§ TASK DETAILS
Where the data below has the string "components", return the whole line.

§ DATASET CONTENT
================================
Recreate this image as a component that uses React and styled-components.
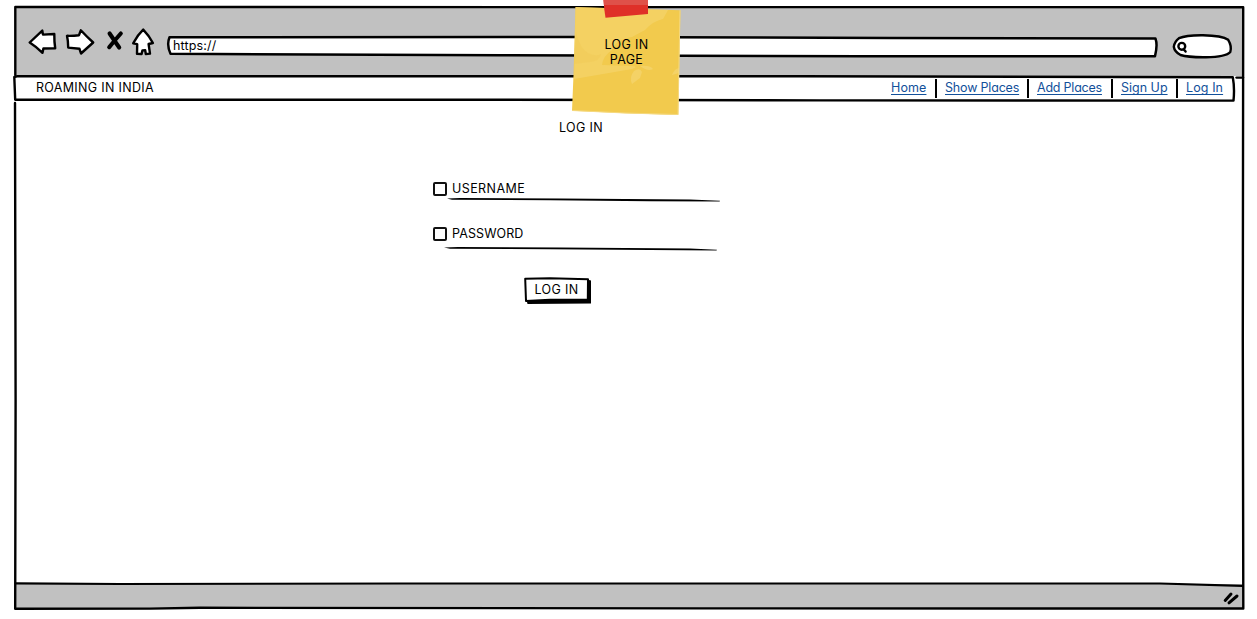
import React from "react";
import styled, { createGlobalStyle } from "styled-components";

const GlobalStyle = createGlobalStyle`
  * { box-sizing: border-box; }
  body {
    margin: 0;
    background: #fff;
    color: #000;
    font-family: Inter, "Open Sans", sans-serif;
    font-size: 12.5px;
    line-height: 15px;
    font-feature-settings: "cv11" 1;
    overflow: hidden;
  }
`;

const Page = styled.div`
  height: 619px;
  padding: 6px 13px 10px 14px;
`;

const BrowserWindow = styled.div`
  position: relative;
  display: flex;
  flex-direction: column;
  height: 603px;
`;

/* Hand-drawn pen strokes laid over the panel that owns them. */
const Ink = styled.svg`
  position: absolute;
  inset: 0;
  width: 100%;
  height: 100%;
  overflow: visible;
  pointer-events: none;
  fill: none;
  stroke: #000;
  stroke-width: ${(p) => p.$pen || 2.4};
  stroke-linecap: round;
  stroke-linejoin: round;
`;

const Toolbar = styled.header`
  display: flex;
  align-items: flex-start;
  height: 70px;
  margin: 0 1px;
  padding: 22px 11px 0 13px;
  background: #c1c1c1;
`;

const ToolIcon = styled.svg`
  flex: none;
  width: ${(p) => p.$w}px;
  height: 30px;
  margin-right: ${(p) => p.$gap}px;
  overflow: visible;
  fill: #fff;
  stroke: #000;
  stroke-width: 2.4;
  stroke-linejoin: round;
  stroke-linecap: round;
`;

const AddressBar = styled.div`
  position: relative;
  flex: none;
  width: 990px;
  height: 20px;
  margin-top: 8px;
  padding: 2px 0 0 6px;
`;

const AddressText = styled.span`
  position: relative;
  letter-spacing: ${(p) => p.$track || 0}px;
`;

const SearchBox = styled.div`
  position: relative;
  flex: none;
  width: 60px;
  height: 24px;
  margin: 6px 0 0 15px;
`;

const NavBar = styled.nav`
  position: relative;
  display: flex;
  justify-content: space-between;
  width: 1219px;
  height: 25px;
  padding: 4px 0 0 22px;
  background: #fff;
`;

const Label = styled.span`
  white-space: nowrap;
  letter-spacing: ${(p) => p.$track || 0}px;
`;

const NavLinks = styled.div`
  display: flex;
  margin-top: -1px;
`;

const NavItem = styled.div`
  width: ${(p) => p.$w}px;
  height: 19px;
  padding: 1px 0 0 8px;
  border-left: ${(p) => (p.$first ? "0" : "2px solid #000")};
`;

const NavLink = styled.a`
  color: #12509a;
  white-space: nowrap;
  letter-spacing: ${(p) => p.$track || 0}px;
  text-decoration: underline;
  text-decoration-thickness: 1px;
  text-underline-offset: 2px;
  text-decoration-skip-ink: none;
`;

const Content = styled.main`
  flex: 1;
  padding: 19px 0 0 419px;
`;

const Heading = styled.h1`
  margin: 0 0 46px 126px;
  font-size: 12.5px;
  font-weight: 400;
  line-height: 15px;
  letter-spacing: ${(p) => p.$track || 0}px;
`;

const Field = styled.label`
  position: relative;
  display: flex;
  align-items: center;
  gap: 5px;
  width: 290px;
  height: 15px;
  margin-bottom: 30px;
`;

const CheckBox = styled.span`
  width: 14px;
  height: 14px;
  border: 2px solid #111;
  border-radius: 2px;
`;

const LoginButton = styled.button`
  position: relative;
  display: block;
  width: 67px;
  height: 26px;
  margin: 36px 0 0 91px;
  padding: 0 0 1px;
  border: 0;
  background: none;
  font: inherit;
  font-feature-settings: inherit;
  color: #000;
`;

const ButtonText = styled.span`
  position: relative;
  left: -1px;
  letter-spacing: ${(p) => p.$track || 0}px;
`;

const StatusBar = styled.footer`
  height: 25px;
  margin: 0 1px;
  background: #c1c1c1;
`;

const StickyNote = styled.aside`
  position: absolute;
  left: 558px;
  top: -6px;
  width: 110px;
  height: 122px;
  padding-top: 37px;
  text-align: center;
`;

const NotePaper = styled.svg`
  position: absolute;
  inset: 0;
  width: 110px;
  height: 122px;
`;

const NoteLine = styled.div`
  position: relative;
  left: -0.5px;
  letter-spacing: ${(p) => p.$track || 0}px;
`;

const links = [
  { text: "Home", w: 52, track: 0.1 },
  { text: "Show Places", w: 92, track: -0.18 },
  { text: "Add Places", w: 84, track: -0.22 },
  { text: "Sign Up", w: 65, track: 0 },
  { text: "Log In", w: 57, track: 0.1 },
];

export default function App() {
  return (
    <>
      <GlobalStyle />
      <Page>
        <BrowserWindow>
          <Toolbar>
            <ToolIcon $w={28} $gap={9} viewBox="28 28 28 30">
              <path d="M29.7 42.5L42.3 30.6L43 34.6L54.3 34Q54.2 42 55.2 48.3L43.4 48.5L42.5 52.8Q36 46.5 29.7 42.5Z" />
            </ToolIcon>
            <ToolIcon $w={29} $gap={12} viewBox="65 28 29 30">
              <path d="M67 35.8Q73 36 79 35.2L80.8 30.3Q87 37 93.2 42.5L81 53.5L79.5 48.8L68.2 47.6Q68.2 41 67 35.8Z" />
            </ToolIcon>
            <ToolIcon $w={17} $gap={8} viewBox="106 28 17 30">
              <path d="M109.6 33.5Q115 41.5 119.2 47.5M120.8 33.5Q115 40 109.2 47.2" fill="none" strokeWidth="4.1" />
            </ToolIcon>
            <ToolIcon $w={36} $gap={0} viewBox="131 28 36 30">
              <path d="M143.2 29.6Q149 35.5 152.9 43L148.6 44L150 53.6L145.8 54L145.2 50.3L142.4 50.4L141.6 54L137 53.8L137.2 44.2L133.2 43.3Q137.5 35 143.2 29.6Z" />
            </ToolIcon>
            <AddressBar>
              <Ink viewBox="167 36 990 20" $pen={2.5}>
                <path
                  fill="#fff"
                  d="M169.5 37.2L570 37L890 38L1155.5 38.6Q1157.8 45 1155 56.2L860 56.2L500 55.2L170.5 53.8Q166.4 45 169.5 37.2Z"
                />
              </Ink>
              <AddressText $track={0.15}>https://</AddressText>
            </AddressBar>
            <SearchBox>
              <Ink viewBox="1172 34 60 24" $pen={2.4}>
                <path
                  fill="#fff"
                  d="M1179 38.2Q1186 35 1203 35.2Q1222 35.5 1228.2 39.8Q1232 46 1230.3 52Q1226 57 1206 57.2Q1188 57.4 1180.5 55Q1174.6 52 1173.8 46.8Q1174.5 41.5 1179 38.2Z"
                />
                <circle cx="1181.8" cy="46.3" r="3.4" />
                <path d="M1183.8 49.4L1185.6 51.6" />
              </Ink>
            </SearchBox>
          </Toolbar>
          <NavBar>
            <Label $track={0.32}>ROAMING IN INDIA</Label>
            <NavLinks>
              {links.map((l, i) => (
                <NavItem key={l.text} $w={l.w} $first={i === 0}>
                  <NavLink $track={l.track}>{l.text}</NavLink>
                </NavItem>
              ))}
            </NavLinks>
          </NavBar>
          <Content>
            <Heading $track={0.35}>LOG IN</Heading>
            <Field>
              <CheckBox />
              <Label $track={0.42}>USERNAME</Label>
              <Ink viewBox="433 181 290 15">
                <path fill="#000" stroke="none" d="M447 198.6L460 198L560 198.6L690 199.6L720 200.7L719.6 201.6L650 201.2L550 200.2L452 199.8Z" />
              </Ink>
            </Field>
            <Field>
              <CheckBox />
              <Label $track={0.1}>PASSWORD</Label>
              <Ink viewBox="433 226 290 15">
                <path fill="#000" stroke="none" d="M444 247.4L458 247L560 247.5L690 248.6L717 249.7L716.5 250.6L650 250.1L550 249.3L450 248.8Z" />
              </Ink>
            </Field>
            <LoginButton>
              <Ink viewBox="524 277 67 26">
                <path fill="#000" stroke="none" d="M587 279.5L591 280.5L591 303.5L527.5 304L526.5 300L587 299Z" />
                <path fill="#fff" d="M525.2 278.8L550 278.3L588 279.2L587.8 299.8L550 299.8L526 301Z" strokeWidth="2" />
              </Ink>
              <ButtonText $track={0.35}>LOG IN</ButtonText>
            </LoginButton>
          </Content>
          <StatusBar />
          <Ink viewBox="14 6 1230 603">
            <path d="M15.3 75L15.3 7L1243.2 7.2L1242.8 340L1243.3 608.5L700 608.4L200 607.8L150 608.6L15.2 608.7L15.6 400L15 103" />
            <path d="M15.8 583.4L120 584L400 583.5L1160 583.5L1242.5 585.9" strokeWidth="2.2" />
            <path d="M1236.5 77.6H1243" />
            <path d="M17 76.4L14.3 77L15.2 99.8L500 99.8L820 100.4L1233.5 100.6Q1234.8 88 1232.8 77.2L800 76.3L17 76.3" />
            <path d="M1225.2 600.5L1231 594M1229 602.8L1237 596" strokeWidth="3" />
          </Ink>
          <StickyNote>
            <NotePaper viewBox="572 0 110 122">
              <path d="M575.5 7L605 8L680.4 10.2L678.3 115L625 113.3L572 110.8L573.5 75Z" fill="#f2ca4d" />
              <path d="M575.5 7L668 10L663 19Q653 21 645 30L632 37Q615 40 612 50Q603 56 602 65L630 66Q640 66 632 69L574 79Z" fill="#f5d571" opacity="0.6" />
              <path d="M576 32Q580 49 588 53Q596 57 601 54Q600 61 590 62L574 64Z" fill="#f0cb58" opacity="0.55" />
              <path d="M634 71Q640 67 642 72L640 78L632 84Q629 77 634 71ZM640 66Q650 65 653 69Q648 72 640 66ZM679 73L672 75Q674 69 679 68Z" fill="#f4d266" />
              <path d="M680 10.2L678 114.5L625 113L572 110.5" fill="none" stroke="#f5d980" strokeWidth="1" />
              <path d="M603.5 0H648V14L605.5 17.8Q604 9 603.5 0Z" fill="#df3028" />
              <path d="M603.5 0H648V5H603.9Z" fill="#df5149" />
            </NotePaper>
            <NoteLine $track={0.35}>LOG IN</NoteLine>
            <NoteLine $track={0.3}>PAGE</NoteLine>
          </StickyNote>
        </BrowserWindow>
      </Page>
    </>
  );
}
================================
§ FINAL ANSWER
Recreate this image as a component that uses React and styled-components.
import styled, { createGlobalStyle } from "styled-components";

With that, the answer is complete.